RU2811049C1 - Raw material mixture for production of heat-resistant fibre-vermiculite-pumice concrete - Google Patents

Abstract

FIELD: construction materials.

SUBSTANCE: manufacture of heat-resistant products from fibre-vermiculite-pumice concrete. The raw material mixture for production of heat-resistant concrete includes Portland cement, expanded vermiculite, volcanic pumice, saponified wood resin, basalt fibre, and water. It contains expanded vermiculite of a fraction of 0.315–5 mm and volcanic pumice of a fraction of 0.16–0.63 mm, with the following ratio of components, wt.%: Portland cement - 22.1–22.3, expanded vermiculite of a fraction of 0.315–5 mm - 12 ,1–12.4, volcanic pumice fraction 0.16–0.63 mm - 25.9–26.9, saponified wood resin - 0.11–0.12, basalt fibre - 1.0–1.1, water - balance.
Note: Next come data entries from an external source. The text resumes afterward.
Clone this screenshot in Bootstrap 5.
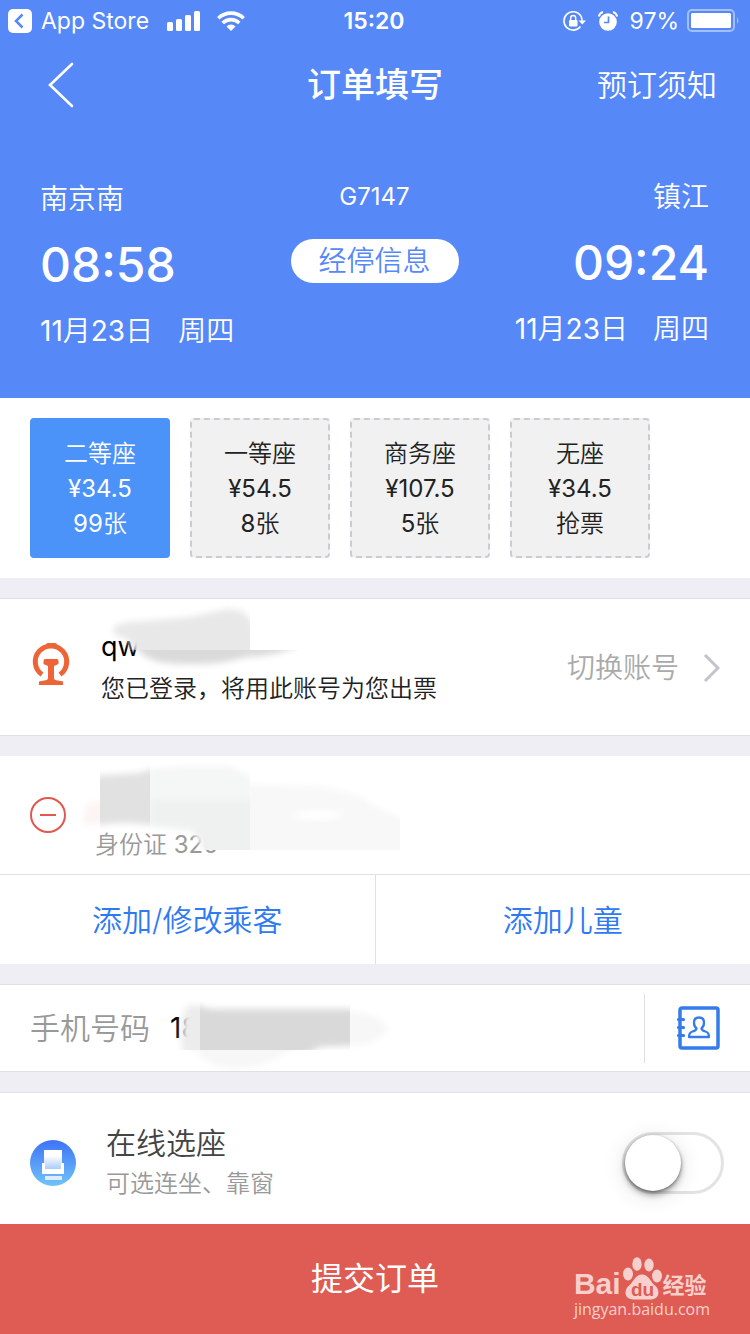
<!DOCTYPE html>
<html lang="zh-CN">
<head>
<meta charset="utf-8">
<meta name="viewport" content="width=device-width, initial-scale=1">
<title>订单填写</title>
<link rel="stylesheet" href="https://cdn.jsdelivr.net/npm/bootstrap@5.3.0/dist/css/bootstrap.min.css">
<style>
  body { font-family: Inter, "Noto Sans CJK SC", sans-serif; font-weight: 350; font-size: 28px; line-height: 40px; background: #efeef4; color: #222; }
  button, input { font-weight: 350; }
  svg { display: block; flex: none; }
  .num { font-weight: 400; }
  .hero { background: #5688f7; color: #fff; padding-bottom: 34px; }
  .statusbar { height: 42px; padding: 0 10px 0 8px; font-size: 23px; font-weight: 400; }
  .statusbar .app-name { margin: 0 18px 0 9px; }
  .side { flex: 1 1 0; }
  .topnav { height: 86px; padding: 0 33px; }
  .topnav h1 { font-size: 34px; font-weight: 500; }
  .topnav a { color: #fff; font-size: 30px; text-decoration: none; }
  .back-link { padding-left: 15px; }
  .trip { padding: 36px 41px 0 40px; }
  .stop > div { line-height: 66px; }
  .stop time { display: block; font-size: 48px; font-weight: 500; line-height: 66px; }
  .depart { padding-top: 2px; }
  .weekday { margin-left: 25px; }
  .train-no { font-size: 24px; line-height: 66px; }
  .stops-btn { border: 0; border-radius: 22px; background: #fff; color: #5688f7; width: 168px; height: 44px; padding: 0; font-size: 28px; line-height: 44px; margin-top: 9px; }
  .seats { background: #fff; padding: 20px 30px; gap: 20px; }
  .seat { width: 140px; height: 140px; padding: 0; border: 2px dashed #c9cdd2; border-radius: 4px; background: #f1f1f1; color: #222; font-size: 24px; line-height: 35px; }
  .seat.chosen { background: #4b93f8; border: 2px solid #4b93f8; color: #fff; }
  .panel { background: #fff; margin-top: 20px; }
  .lined { border-top: 1px solid #e0e0e4; border-bottom: 1px solid #e0e0e4; }
  .account { padding: 27px 30px 25px; }
  .account-text { margin-left: 30px; line-height: 42px; font-size: 24px; }
  .account-text .user-id { font-size: 27px; color: #000; font-weight: 400; }
  .switch-link { color: #aaa; text-decoration: none; gap: 24px; }
  .passenger { height: 118px; padding: 0 30px; }
  .remove-btn { border: 0; background: none; padding: 0; }
  .id-line { font-size: 24px; color: #999; margin: 60px 0 0 29px; }
  .add-row { border-top: 1px solid #e0e0e2; }
  .add-row button { border: 0; background: none; color: #2e7af3; font-size: 30px; height: 89px; }
  .add-row button + button { border-left: 1px solid #e0e0e2; }
  .phone { height: 88px; padding: 0 30px; }
  .phone label { font-size: 30px; color: #999; }
  .phone input { border: 0; outline: 0; background: none; font-size: 28px; color: #000; margin-left: 20px; min-width: 0; padding: 0; font-weight: 400; }
  .contacts-btn { border: 0; border-left: 1px solid #e0e0e2; background: none; height: 69px; padding: 0 0 0 31px; }
  .choose { height: 132px; padding: 8px 26px 0 30px; border-top: 1px solid #dfe3e6; }
  .choose-text { margin-left: 30px; }
  .choose-text label { display: block; font-size: 30px; line-height: 42px; color: #444; }
  .choose-text small { display: block; font-size: 24px; line-height: 40px; color: #999; }
  .toggle { appearance: none; width: 102px; height: 62px; border: 3px solid #e3e3e3; border-radius: 31px; background: #fff; margin: 0; }
  .toggle::before { content: ""; display: block; width: 56px; height: 56px; border-radius: 50%; background: #fff; box-shadow: 0 4px 6px rgba(0,0,0,.35), 0 1px 3px rgba(0,0,0,.35), 0 4px 24px rgba(0,0,0,.12); }
  .toggle:checked { background: #4b93f8; }
  .toggle:checked::before { margin-left: auto; }
  .submit { border: 0; background: #de5c54; color: #fff; font-size: 32px; height: 110px; font-weight: 400; }
  .smudge { position: absolute; pointer-events: none; }
  .watermark { position: absolute; right: 40px; bottom: 16px; color: #f7cfcc; pointer-events: none; }
  .brand { height: 44px; }
  .brand-latin { font: 700 30px/32px "Liberation Sans", sans-serif; }
  .brand-han { font-size: 22px; line-height: 30px; font-weight: 700; }
  .site { font: 400 16px/18px "Open Sans", sans-serif; }
</style>
</head>
<body>
<header class="hero">
  <div class="statusbar d-flex align-items-center">
    <div class="side d-flex align-items-center">
      <svg width="24" height="24" viewBox="0 0 24 24"><rect width="24" height="24" rx="5" fill="#fff"/><path d="M14.500 5.500 8 12l6.500 6.500" fill="none" stroke="#5688f7" stroke-width="2.500"/></svg>
      <span class="app-name">App Store</span>
      <svg width="34" height="20" viewBox="0 0 34 20" fill="#fff"><rect y="11" width="6" height="9" rx="1.500"/><rect x="9" y="8" width="6" height="12" rx="1.500"/><rect x="18" y="4" width="6" height="16" rx="1.500"/><rect x="27" width="6" height="20" rx="1.500"/></svg>
      <svg class="ms-3" width="28" height="20" viewBox="0 0 28 20" fill="none" stroke="#fff" stroke-width="3.600"><path d="M1.300 7.200a18.500 18.500 0 0 1 25.400 0"/><path d="M5.700 12a12 12 0 0 1 16.600 0"/><path d="M14 20l-4.500-4.600a6.500 6.500 0 0 1 9 0z" fill="#fff" stroke="none"/></svg>
    </div>
    <span class="fw-semibold">15:20</span>
    <div class="side d-flex align-items-center justify-content-end">
      <svg width="23" height="20" viewBox="0 0 23 20"><path d="M17.800 4.800A9.200 9.200 0 1 0 17.500 15.500M17.800 4.800a9 9 0 0 1 1.200 5" fill="none" stroke="#fff" stroke-width="1.600"/><path d="M15.500 9.500H23l-3.700 4z" fill="#fff"/><rect x="6" y="9" width="8.500" height="6.500" rx="1" fill="#fff"/><path d="M7.700 9V7a2.500 2.500 0 0 1 5 0v2" fill="none" stroke="#fff" stroke-width="1.400"/></svg>
      <svg class="ms-2 me-2" width="28" height="20" viewBox="-4 0 28 20"><circle cx="10" cy="11" r="8.800" fill="#fff"/><path d="M.8 5.500A6 6 0 0 1 5 1M15 1a6 6 0 0 1 4.200 4.500" fill="none" stroke="#fff" stroke-width="2"/><path d="M10.500 5.500v6H6" fill="none" stroke="#5688f7" stroke-width="1.700"/></svg>
      <span class="me-2">97%</span>
      <svg width="53" height="24" viewBox="0 0 53 24"><rect x="1" y="1" width="46" height="21" rx="4" fill="none" stroke="#a3bffb" stroke-width="2"/><rect x="4" y="4" width="40" height="15" rx="1.500" fill="#fff"/><path d="M50 8q3 3.500 0 7z" fill="#a3bffb"/></svg>
    </div>
  </div>
  <nav class="topnav d-flex align-items-center">
    <div class="side"><a href="#back" class="back-link d-block" aria-label="返回"><svg width="26" height="46" viewBox="0 0 26 46"><path d="M24 2 2 23l22 21" fill="none" stroke="#fff" stroke-width="2.600" stroke-linecap="round"/></svg></a></div>
    <h1 class="m-0">订单填写</h1>
    <div class="side text-end"><a href="#notice">预订须知</a></div>
  </nav>
  <section class="trip d-flex">
    <div class="stop side depart">
      <div>南京南</div><time>08:58</time><div><span class="num">11</span>月<span class="num">23</span>日<span class="weekday">周四</span></div>
    </div>
    <div class="text-center">
      <div class="train-no num">G7147</div>
      <button type="button" class="stops-btn d-block">经停信息</button>
    </div>
    <div class="stop side text-end">
      <div>镇江</div><time>09:24</time><div><span class="num">11</span>月<span class="num">23</span>日<span class="weekday">周四</span></div>
    </div>
  </section>
</header>
<main>
  <section class="seats d-flex flex-wrap">
    <button type="button" class="seat chosen">二等座<br><span class="num">¥34.5</span><br><span class="num">99</span>张</button>
    <button type="button" class="seat">一等座<br><span class="num">¥54.5</span><br><span class="num">8</span>张</button>
    <button type="button" class="seat">商务座<br><span class="num">¥107.5</span><br><span class="num">5</span>张</button>
    <button type="button" class="seat">无座<br><span class="num">¥34.5</span><br>抢票</button>
  </section>

  <section class="panel lined account d-flex align-items-center position-relative">
    <svg class="align-self-start mt-3" width="41" height="43" viewBox="-2 0 41 43" fill="#ec6437"><path d="M10 32.500A15.700 15.700 0 1 1 28 32.500" fill="none" stroke="#ec6437" stroke-width="5"/><path d="M14 3q0-2 2-2h7q2 0 2 2v3H14zM13 17h12q1.500 0 1.500 2v3l-4.500 2v12q0 2 4 2.500l5 1V43H7v-3.500l5-1q4-.5 4-2.500V24l-4.500-2v-3q0-2 1.500-2z"/></svg>
    <div class="account-text"><div class="user-id">qw</div><div>您已登录，将用此账号为您出票</div></div>
    <a href="#account" class="switch-link ms-auto d-flex align-items-center">切换账号
      <svg width="17" height="30" viewBox="0 0 17 30"><path d="M2 2l13 13L2 28" fill="none" stroke="#c2c3cc" stroke-width="3"/></svg></a>
    <svg class="smudge top-0 start-0" width="310" height="84" viewBox="0 0 310 84">
      <defs><filter id="soft" x="-20%" y="-20%" width="140%" height="140%"><feGaussianBlur stdDeviation="3"/></filter>
      <clipPath id="a1"><path d="M90 0H250V51H90z"/></clipPath><clipPath id="a2"><path d="M100 51H310V84H100z"/></clipPath></defs>
      <g clip-path="url(#a1)"><path d="M114 28Q122 22 145 22L190 18 228 10 242 12 252 22 265 60H138L128 40 114 36z" fill="#e8e8e8" filter="url(#soft)"/></g>
      <g clip-path="url(#a2)"><path d="M136 40H310Q285 57 246 58 220 66 190 65 145 66 136 48z" fill="#dadada" filter="url(#soft)"/></g>
    </svg>
  </section>

  <section class="panel">
    <div class="passenger d-flex align-items-center position-relative">
      <button type="button" class="remove-btn" aria-label="删除乘客"><svg width="36" height="36" viewBox="0 0 36 36" fill="none" stroke="#e0584f" stroke-width="2"><circle cx="18" cy="18" r="17"/><path d="M10 18h16"/></svg></button>
      <div class="id-line">身份证 <span class="num">320</span></div>
      <svg class="smudge top-0 start-0" width="450" height="118" viewBox="0 0 450 118">
        <defs><clipPath id="b1"><path d="M100 0H150V118H100z"/></clipPath><clipPath id="b2"><path d="M150 0H250V94H150z"/></clipPath><clipPath id="b3"><path d="M250 0H400V94H250z"/></clipPath></defs>
        <path d="M88 46h22v22H82z" fill="#fdf4f4" filter="url(#soft)"/>
        <g clip-path="url(#b1)"><path d="M90 20 140 17 165 8V70L130 67 90 68z" fill="#e1e1e1" filter="url(#soft)"/></g>
        <g clip-path="url(#b2)"><path d="M140 14 180 10 230 10 262 26V110H206Q206 84 190 74L140 70z" fill="#f5f6f6" filter="url(#soft)"/><path d="M150 44H262V110H208Q206 84 190 72L150 68z" fill="#eff1f1" filter="url(#soft)"/></g>
        <g clip-path="url(#b3)"><path d="M240 28 310 30Q355 33 375 50L410 66V104H240z" fill="#f8f8f8" filter="url(#soft)"/><ellipse cx="318" cy="59" rx="24" ry="5" fill="#fff" filter="url(#soft)"/></g>
      </svg>
    </div>
    <div class="add-row d-flex">
      <button type="button" class="side">添加/修改乘客</button>
      <button type="button" class="side">添加儿童</button>
    </div>
  </section>

  <section class="panel lined phone d-flex align-items-center position-relative">
    <label for="phone">手机号码</label>
    <input id="phone" type="tel" value="18" class="flex-grow-1">
    <button type="button" class="contacts-btn" aria-label="通讯录"><svg width="44" height="44" viewBox="0 0 44 44" fill="none" stroke="#347cec"><rect x="4" y="2" width="38" height="40" rx="2" stroke-width="3.500"/><path d="M2.500 13.500h5M2.500 21.500h5M2.500 29.500h5" stroke-width="3.200" stroke-linecap="round"/><path d="M20.500 22.500q-2.500-2-2.500-6 0-5 5-5t5 5q0 4-2.500 6 .3 2 4 3 3.500 1 3.500 5.500H13q0-4.500 3.500-5.500 3.700-1 4-3z" stroke-width="2.300" stroke-linejoin="round"/></svg></button>
    <svg class="smudge top-0 start-0" width="400" height="86" viewBox="0 0 400 86">
      <defs><clipPath id="c1"><path d="M170 0H200V65H170z"/></clipPath><clipPath id="c2"><path d="M200 0H350V65H200z"/></clipPath><clipPath id="c3"><path d="M350 0H400V65H350zM170 65H350V86H170z"/></clipPath></defs>
      <g clip-path="url(#c1)"><path d="M188 20H215V75H185Q180 62 182 34z" fill="#ececec" filter="url(#soft)"/></g>
      <g clip-path="url(#c2)"><path d="M190 18 210 24H365V60L320 62 295 75H190z" fill="#d9d9d9" filter="url(#soft)"/></g>
      <g clip-path="url(#c3)"><path d="M340 26Q380 26 388 44 380 62 340 60zM182 56H305Q265 84 240 84 215 84 205 74z" fill="#f7f7f8" filter="url(#soft)"/></g>
    </svg>
  </section>

  <section class="panel choose d-flex align-items-center">
    <svg width="46" height="46" viewBox="0 0 46 46"><defs><linearGradient id="sky" x2="0" y2="1"><stop stop-color="#3e72f8"/><stop offset="1" stop-color="#70c4f7"/></linearGradient><linearGradient id="back" x2="0" y2="1"><stop offset=".3" stop-color="#fff"/><stop offset="1" stop-color="#a9cdf8"/></linearGradient></defs><circle cx="23" cy="23" r="23" fill="url(#sky)"/><path d="M12 23h22v11H12z" fill="#fff"/><path d="M14 10h18v19H14z" fill="url(#back)"/><path d="M12 23h3v6h16v-6h3v11H12z" fill="#fff"/><path d="M15 36h17v4H15z" fill="#dcecfd"/></svg>
    <div class="choose-text"><label for="pick">在线选座</label><small>可选连坐、靠窗</small></div>
    <input id="pick" type="checkbox" role="switch" class="toggle ms-auto">
  </section>
</main>
<footer class="position-relative">
  <button type="submit" class="submit w-100 d-block">提交订单</button>
  <div class="watermark">
    <div class="brand d-flex align-items-end">
      <span class="brand-latin">Bai</span>
      <svg width="42" height="44" viewBox="0 0 42 44" fill="#f7cfcc"><ellipse cx="7" cy="18" rx="5" ry="6.500"/><ellipse cx="16" cy="8" rx="4.700" ry="6.800"/><ellipse cx="28" cy="9" rx="4.700" ry="6.500"/><ellipse cx="36" cy="20" rx="5" ry="6.500"/><path d="M21 18.500c7 0 8 7 13 11 6 5 4 14-4 14H12c-8 0-10-9-4-14 5-4 6-11 13-11z"/><text x="10" y="40" font-family="Liberation Sans, sans-serif" font-weight="700" font-size="19" fill="#de5c54">du</text></svg>
      <span class="brand-han">经验</span>
    </div>
    <div class="site">jingyan.baidu.com</div>
  </div>
</footer>
<script src="https://cdn.jsdelivr.net/npm/bootstrap@5.3.0/dist/js/bootstrap.bundle.min.js"></script>
</body>
</html>
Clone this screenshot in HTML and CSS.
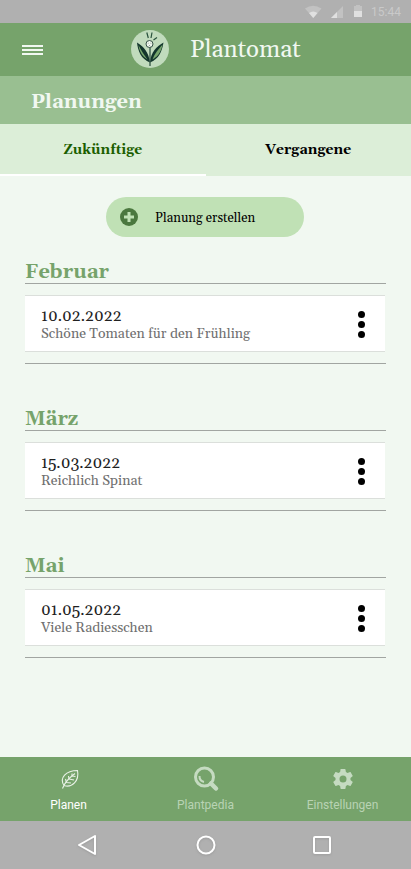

EFFECT: production of effective heat-resistant vermiculite concrete while expanding the raw material base, increasing the strength and reducing the cost of vermiculite concrete.

1 cl, 3 tbl

Description

The invention relates to the building materials industry and can be used by industrial and construction organizations for the manufacture of heat-resistant products from fiber vermiculite pumice concrete.

Known compositions of heat-resistant concrete based on Portland cement with finely ground additives using lightweight aggregates. Expanded vermiculite, perlite, expanded clay, agloporite, slag pumice and others are used as porous aggregates [1, 2].

A concrete mixture is known containing wt.%: fast-hardening Portland cement as a binder - 5.9-21.25 and silicate block - 0.1-3.75, asbestos as a filler - 10-17, vermiculite - 4-6, expanded clay – 8-12 and mixing water – 51-59 [1]. However, products of this composition are difficult to manufacture and have a high cost; the strength of the resulting products is low.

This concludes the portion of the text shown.